Ketika Amanah Berkhianat: Jerat Pidana Penggelapan Uang oleh Pejabat Publik
Jabatan publik adalah sebuah amanah, kepercayaan besar dari rakyat untuk mengelola sumber daya demi kemajuan bersama. Namun, seringkali amanah ini dinodai oleh praktik tercela: tindak pidana penggelapan uang. Ini bukan sekadar pelanggaran etika, melainkan kejahatan serius yang secara fundamental merusak fondasi negara dan kesejahteraan masyarakat.
Penggelapan uang oleh pejabat publik terjadi ketika individu yang diberi kekuasaan dan tanggung jawab mengelola dana atau aset negara/daerah, justru menyalahgunakannya untuk kepentingan pribadi atau kelompok. Modusnya beragam, mulai dari manipulasi anggaran, rekayasa laporan keuangan, penyalahgunaan dana bantuan sosial, hingga praktik mark-up proyek fiktif. Intinya, dana yang seharusnya digunakan untuk pelayanan publik atau pembangunan, dialihkan secara ilegal.

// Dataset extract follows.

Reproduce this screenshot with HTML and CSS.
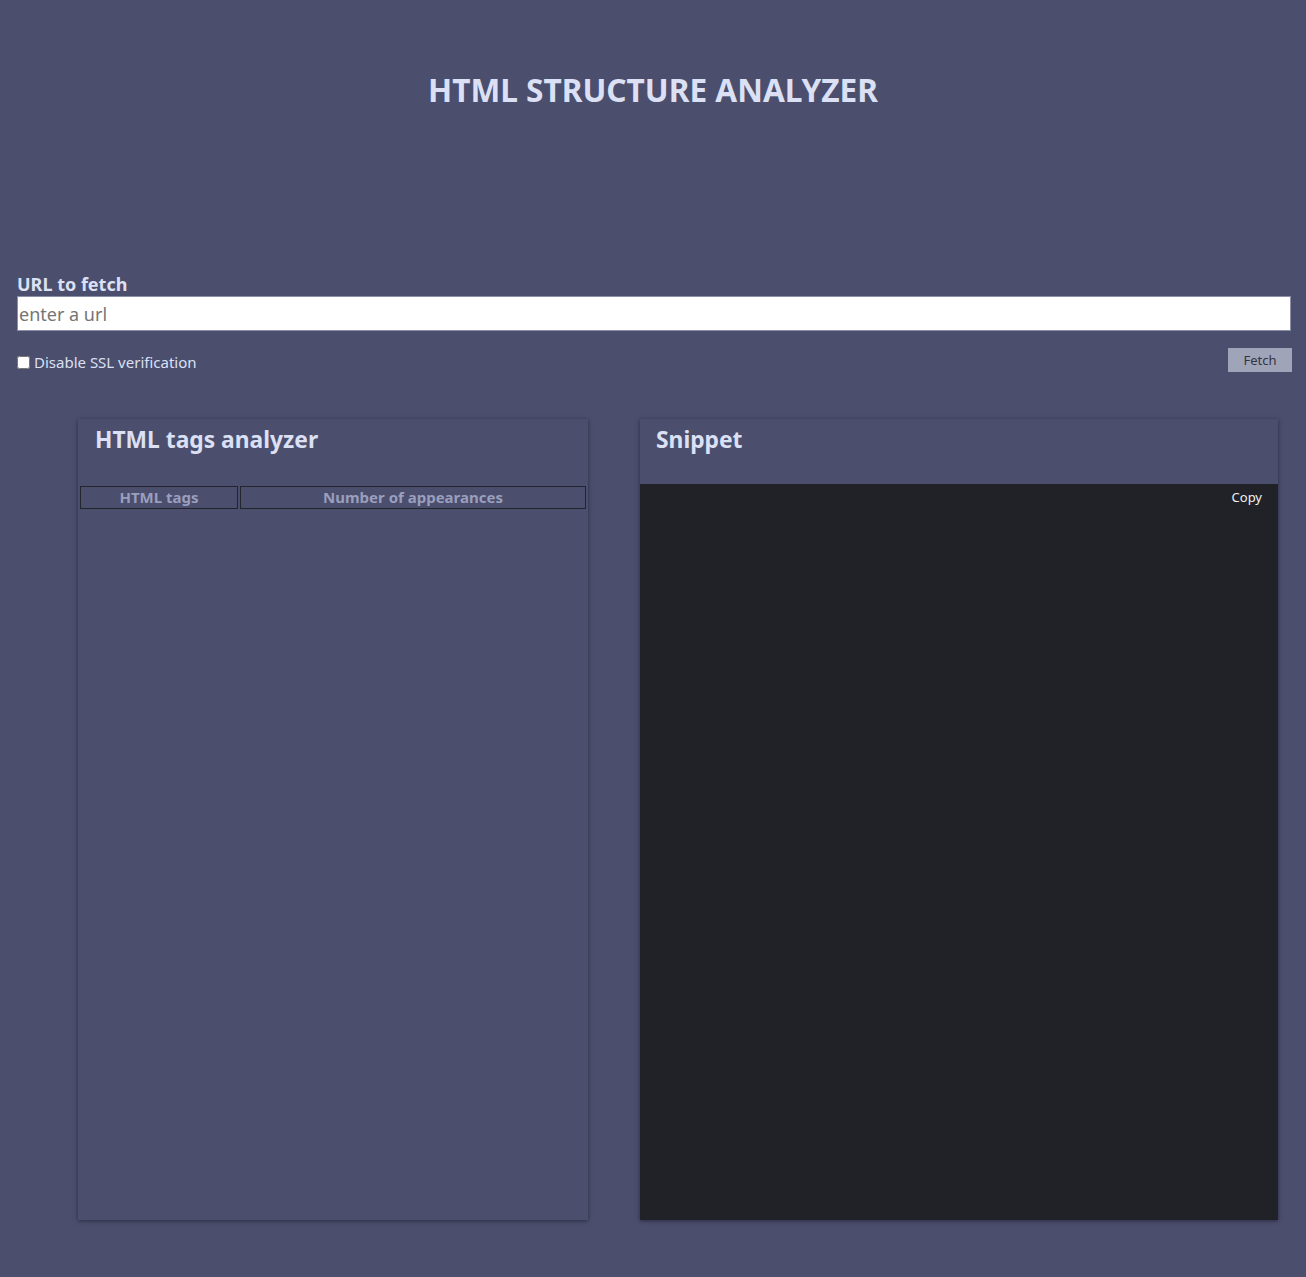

Dampak kejahatan ini sangat masif. Selain kerugian finansial yang bisa mencapai miliaran atau bahkan triliunan rupiah, penggelapan uang oleh pejabat juga mengikis kepercayaan publik terhadap institusi pemerintah, menghambat laju pembangunan, menciptakan kesenjangan sosial yang tajam, dan merusak iklim investasi. Integritas sistem pemerintahan pun runtuh.
Secara hukum, tindakan ini masuk dalam kategori tindak pidana korupsi dan/atau penggelapan, sebagaimana diatur dalam Undang-Undang Tindak Pidana Korupsi dan Kitab Undang-Undang Hukum Pidana (KUHP). Pelaku dapat dijerat dengan sanksi pidana berat, termasuk pidana penjara, denda yang besar, serta kewajiban mengembalikan kerugian negara. Bahkan, jabatan publiknya pun dapat dicabut sebagai bentuk pemiskinan koruptor.
Pemberantasan penggelapan uang oleh pejabat publik membutuhkan komitmen kuat dari penegak hukum, sistem pengawasan yang efektif dan transparan, serta partisipasi aktif masyarakat dalam melaporkan indikasi penyimpangan. Hanya dengan integritas dan akuntabilitas yang teguh, amanah rakyat dapat benar-benar terjaga dan cita-cita keadilan sosial dapat terwujud.